**INSTRUCTIONS TO FOLLOW:** Omit all images. Transcribe the rest of the material below exactly.

**RECORDED INFORMATION:**
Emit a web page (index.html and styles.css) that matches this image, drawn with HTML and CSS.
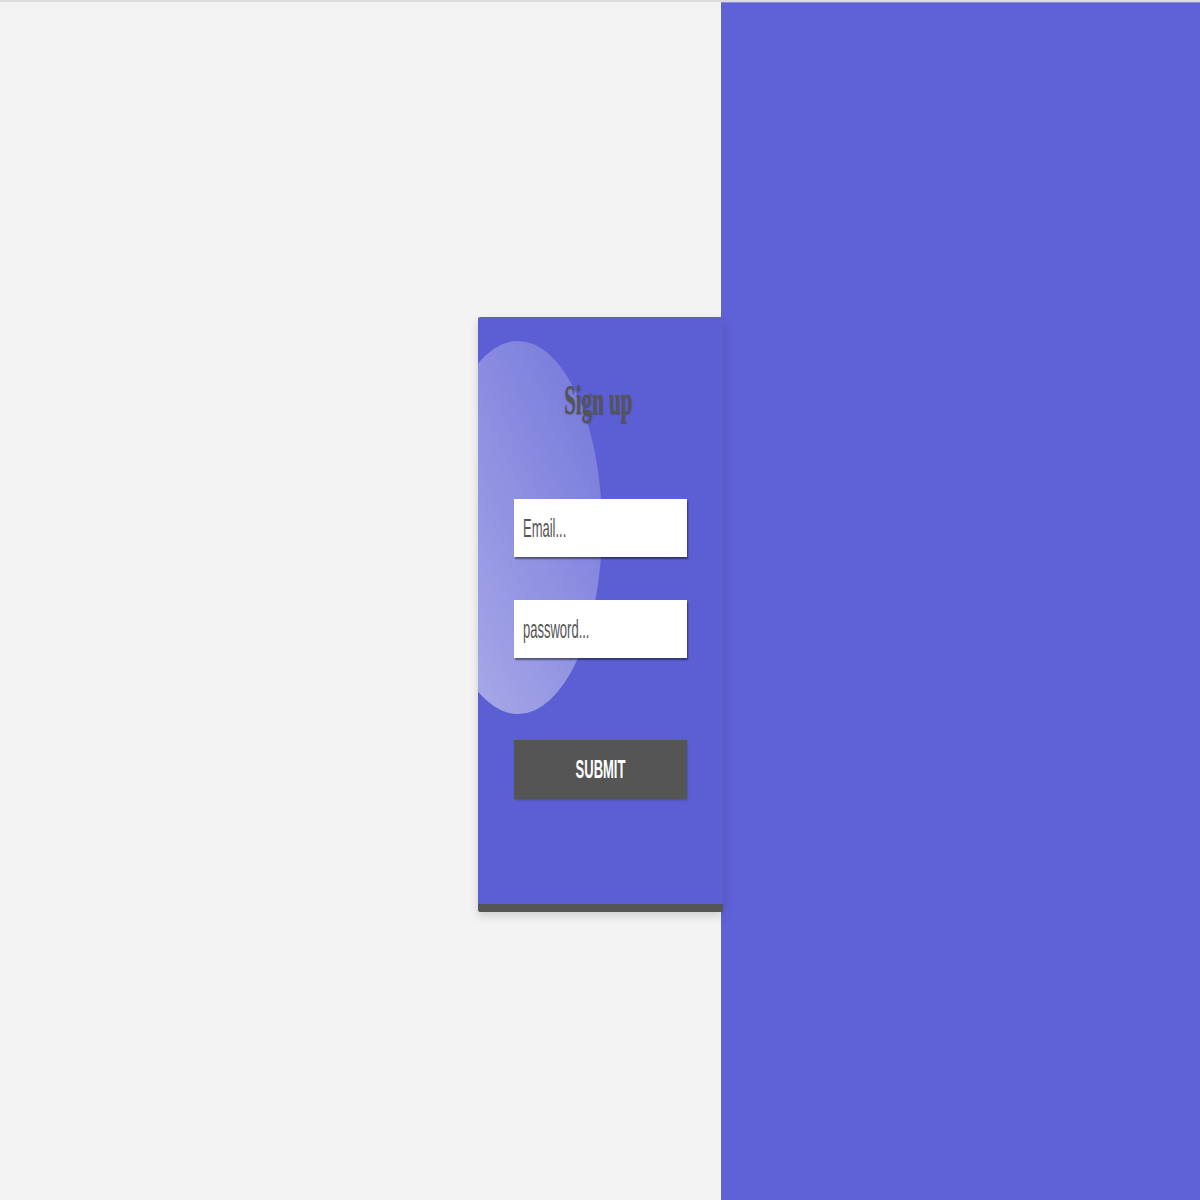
FILE: index.html
```html
<!DOCTYPE html>
<html lang="en">
  <head>
    <meta charset="UTF-8">
    <meta name="viewport" content="width=device-width, initial-scale=1.0">
    <title>Sign up</title>
    <link rel="stylesheet" href="styles.css">
  </head>
  <body>
    <div class="page">
      <div class="side-panel"></div>
      <form class="signup-card" onsubmit="return false">
        <h1 class="title"><span>Sign up</span></h1>
        <div class="field">
          <input type="email" placeholder="Email...">
        </div>
        <div class="field">
          <input type="password" placeholder="password...">
        </div>
        <div class="field submit-field">
          <button type="submit">SUBMIT</button>
        </div>
      </form>
    </div>
  </body>
</html>
```

FILE: styles.css
```css
html, body {
    margin: 0;
    padding: 0;
}
body {
    background: #f3f3f3;
    border-top: 2px solid #dcdcdc;
    font-family: 'Liberation Sans', Arial, sans-serif;
}
.page {
    display: grid;
    grid-template-columns: 721px 1fr;
    height: 1198px;
}
.side-panel {
    grid-column: 2;
    grid-row: 1;
    background: #5f61d6;
    border-top: 1px solid #8a8ce2;
}
.signup-card {
    grid-column: 1 / 3;
    grid-row: 1;
    justify-self: start;
    align-self: start;
    z-index: 1;
    position: relative;
    overflow: hidden;
    box-sizing: border-box;
    width: 245px;
    height: 595px;
    margin: 315px 0 0 478px;
    padding: 0 36px;
    background: #5c5fd4;
    border-bottom: 8px solid #555;
    border-radius: 2px;
    box-shadow: 0 4px 10px rgba(0,0,0,0.15);
}
/* soft bubble behind the form */
.signup-card::before {
    content: '';
    position: absolute;
    left: -44px;
    top: 24px;
    width: 168px;
    height: 373px;
    border-radius: 50%;
    background: linear-gradient(to bottom left, rgba(255,255,255,0.14), rgba(255,255,255,0.5));
}
.title {
    position: relative;
    margin: 0;
    height: 182px;
    text-align: center;
    font-family: 'Liberation Serif', 'Times New Roman', serif;
    font-size: 42px;
    font-weight: bold;
    color: #555;
    line-height: 1;
}
.title span {
    display: inline-block;
    margin-top: 62px;
    margin-left: -4px;
    transform: scaleX(0.5);
    text-shadow: 0 1px 2px rgba(0,0,0,0.25);
}
.field {
    position: relative;
    width: 173px;
    height: 58px;
    margin-bottom: 43px;
}
.field input,
.field button {
    display: block;
    width: 346px;
    height: 58px;
    margin: 0;
    box-sizing: border-box;
    border: none;
    outline: none;
    transform: scaleX(0.5);
    transform-origin: 0 0;
    font-family: 'Liberation Sans', Arial, sans-serif;
}
.field input {
    padding: 0 18px;
    background: #fff;
    font-size: 26px;
    color: #555;
    box-shadow: 2px 2px 2px rgba(0,0,0,0.45);
}
.field input::placeholder {
    color: #555;
}
.submit-field {
    margin-top: 82px;
    height: 59px;
}
.field button {
    height: 59px;
    background: #555;
    color: #fff;
    font-size: 26px;
    font-weight: bold;
    box-shadow: 1px 1px 3px rgba(0,0,0,0.25);
    cursor: pointer;
}
```
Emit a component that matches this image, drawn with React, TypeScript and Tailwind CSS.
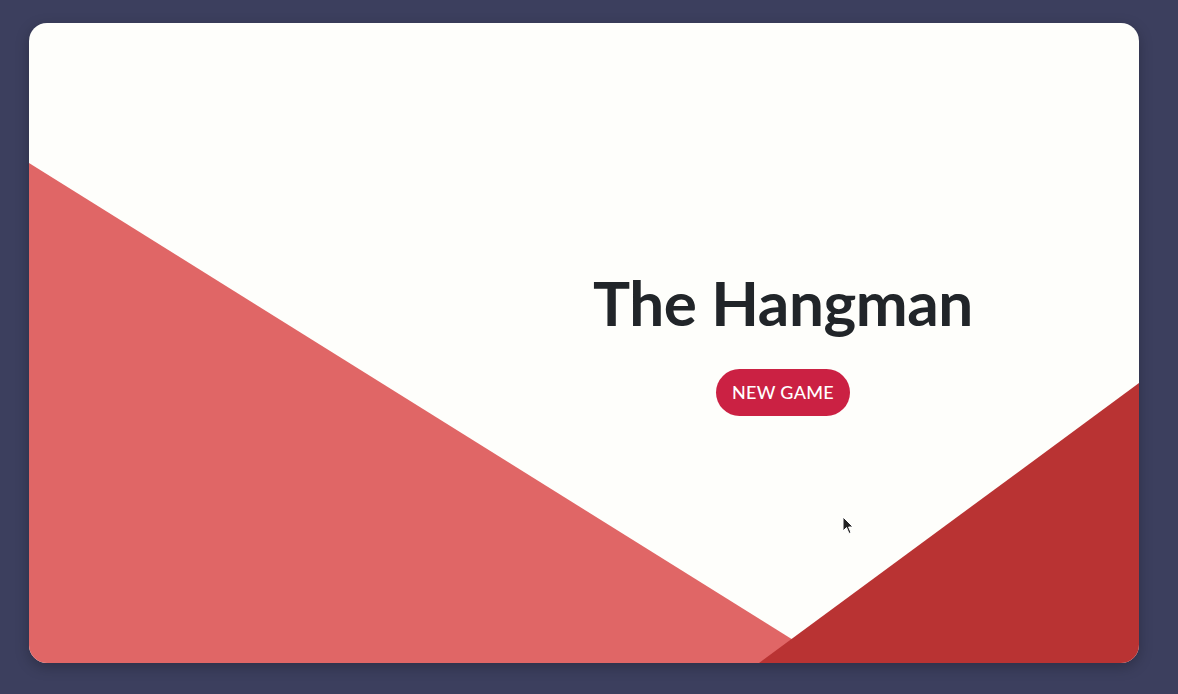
export default function App() {
  return (
    <div className="w-[1178px] h-[694px] bg-[#3c3f5e] pt-[23px] pl-[29px]" style={{ fontFamily: 'Lato, "Noto Sans", sans-serif' }}>
      <div className="relative w-[1110px] h-[640px] rounded-[18px] bg-[#fefefb] overflow-hidden shadow-[0_4px_14px_rgba(0,0,0,0.25)]">
        {/* background shapes */}
        <svg className="absolute inset-0" width="1110" height="640" viewBox="0 0 1110 640">
          <polygon points="0,140 801,640 0,640" fill="#e06666" />
          <polygon points="1110,360 1110,640 730,640" fill="#b93333" />
        </svg>

        <div className="relative h-full flex flex-col items-center justify-center pl-[398px]">
          <h1 className="text-[62px] leading-none font-bold text-[#212529] tracking-[-0.4px] pb-[3px]">The Hangman</h1>
          <button className="mt-[33px] h-[47px] px-[16px] rounded-full bg-[#cb2143] text-white text-[18px] font-medium tracking-[0.3px]">
            NEW GAME
          </button>
        </div>

        {/* mouse cursor */}
        <svg className="absolute left-[813px] top-[493px]" width="12" height="19" viewBox="0 0 12 19">
          <path d="M1 1 L1 15 L4.5 11.5 L7 17.5 L9 16.6 L6.6 11 L11 11 Z" fill="#222" stroke="#fff" strokeWidth="1" />
        </svg>
      </div>
    </div>
  )
}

**REPLY TO THE TASK:**
Emit a web page (index.html and styles.css) that matches this image, drawn with HTML and CSS.
FILE: index.html
```html
<!DOCTYPE html>
<html lang="en">
  <head>
    <meta charset="UTF-8">
    <meta name="viewport" content="width=device-width, initial-scale=1.0">
    <title>Sign up</title>
    <link rel="stylesheet" href="styles.css">
  </head>
  <body>
    <div class="page">
      <div class="side-panel"></div>
      <form class="signup-card" onsubmit="return false">
        <h1 class="title"><span>Sign up</span></h1>
        <div class="field">
          <input type="email" placeholder="Email...">
        </div>
        <div class="field">
          <input type="password" placeholder="password...">
        </div>
        <div class="field submit-field">
          <button type="submit">SUBMIT</button>
        </div>
      </form>
    </div>
  </body>
</html>
```

FILE: styles.css
```css
html, body {
    margin: 0;
    padding: 0;
}
body {
    background: #f3f3f3;
    border-top: 2px solid #dcdcdc;
    font-family: 'Liberation Sans', Arial, sans-serif;
}
.page {
    display: grid;
    grid-template-columns: 721px 1fr;
    height: 1198px;
}
.side-panel {
    grid-column: 2;
    grid-row: 1;
    background: #5f61d6;
    border-top: 1px solid #8a8ce2;
}
.signup-card {
    grid-column: 1 / 3;
    grid-row: 1;
    justify-self: start;
    align-self: start;
    z-index: 1;
    position: relative;
    overflow: hidden;
    box-sizing: border-box;
    width: 245px;
    height: 595px;
    margin: 315px 0 0 478px;
    padding: 0 36px;
    background: #5c5fd4;
    border-bottom: 8px solid #555;
    border-radius: 2px;
    box-shadow: 0 4px 10px rgba(0,0,0,0.15);
}
/* soft bubble behind the form */
.signup-card::before {
    content: '';
    position: absolute;
    left: -44px;
    top: 24px;
    width: 168px;
    height: 373px;
    border-radius: 50%;
    background: linear-gradient(to bottom left, rgba(255,255,255,0.14), rgba(255,255,255,0.5));
}
.title {
    position: relative;
    margin: 0;
    height: 182px;
    text-align: center;
    font-family: 'Liberation Serif', 'Times New Roman', serif;
    font-size: 42px;
    font-weight: bold;
    color: #555;
    line-height: 1;
}
.title span {
    display: inline-block;
    margin-top: 62px;
    margin-left: -4px;
    transform: scaleX(0.5);
    text-shadow: 0 1px 2px rgba(0,0,0,0.25);
}
.field {
    position: relative;
    width: 173px;
    height: 58px;
    margin-bottom: 43px;
}
.field input,
.field button {
    display: block;
    width: 346px;
    height: 58px;
    margin: 0;
    box-sizing: border-box;
    border: none;
    outline: none;
    transform: scaleX(0.5);
    transform-origin: 0 0;
    font-family: 'Liberation Sans', Arial, sans-serif;
}
.field input {
    padding: 0 18px;
    background: #fff;
    font-size: 26px;
    color: #555;
    box-shadow: 2px 2px 2px rgba(0,0,0,0.45);
}
.field input::placeholder {
    color: #555;
}
.submit-field {
    margin-top: 82px;
    height: 59px;
}
.field button {
    height: 59px;
    background: #555;
    color: #fff;
    font-size: 26px;
    font-weight: bold;
    box-shadow: 1px 1px 3px rgba(0,0,0,0.25);
    cursor: pointer;
}
```
Emit a component that matches this image, drawn with React, TypeScript and Tailwind CSS.
export default function App() {
  return (
    <div className="w-[1178px] h-[694px] bg-[#3c3f5e] pt-[23px] pl-[29px]" style={{ fontFamily: 'Lato, "Noto Sans", sans-serif' }}>
      <div className="relative w-[1110px] h-[640px] rounded-[18px] bg-[#fefefb] overflow-hidden shadow-[0_4px_14px_rgba(0,0,0,0.25)]">
        {/* background shapes */}
        <svg className="absolute inset-0" width="1110" height="640" viewBox="0 0 1110 640">
          <polygon points="0,140 801,640 0,640" fill="#e06666" />
          <polygon points="1110,360 1110,640 730,640" fill="#b93333" />
        </svg>

        <div className="relative h-full flex flex-col items-center justify-center pl-[398px]">
          <h1 className="text-[62px] leading-none font-bold text-[#212529] tracking-[-0.4px] pb-[3px]">The Hangman</h1>
          <button className="mt-[33px] h-[47px] px-[16px] rounded-full bg-[#cb2143] text-white text-[18px] font-medium tracking-[0.3px]">
            NEW GAME
          </button>
        </div>

        {/* mouse cursor */}
        <svg className="absolute left-[813px] top-[493px]" width="12" height="19" viewBox="0 0 12 19">
          <path d="M1 1 L1 15 L4.5 11.5 L7 17.5 L9 16.6 L6.6 11 L11 11 Z" fill="#222" stroke="#fff" strokeWidth="1" />
        </svg>
      </div>
    </div>
  )
}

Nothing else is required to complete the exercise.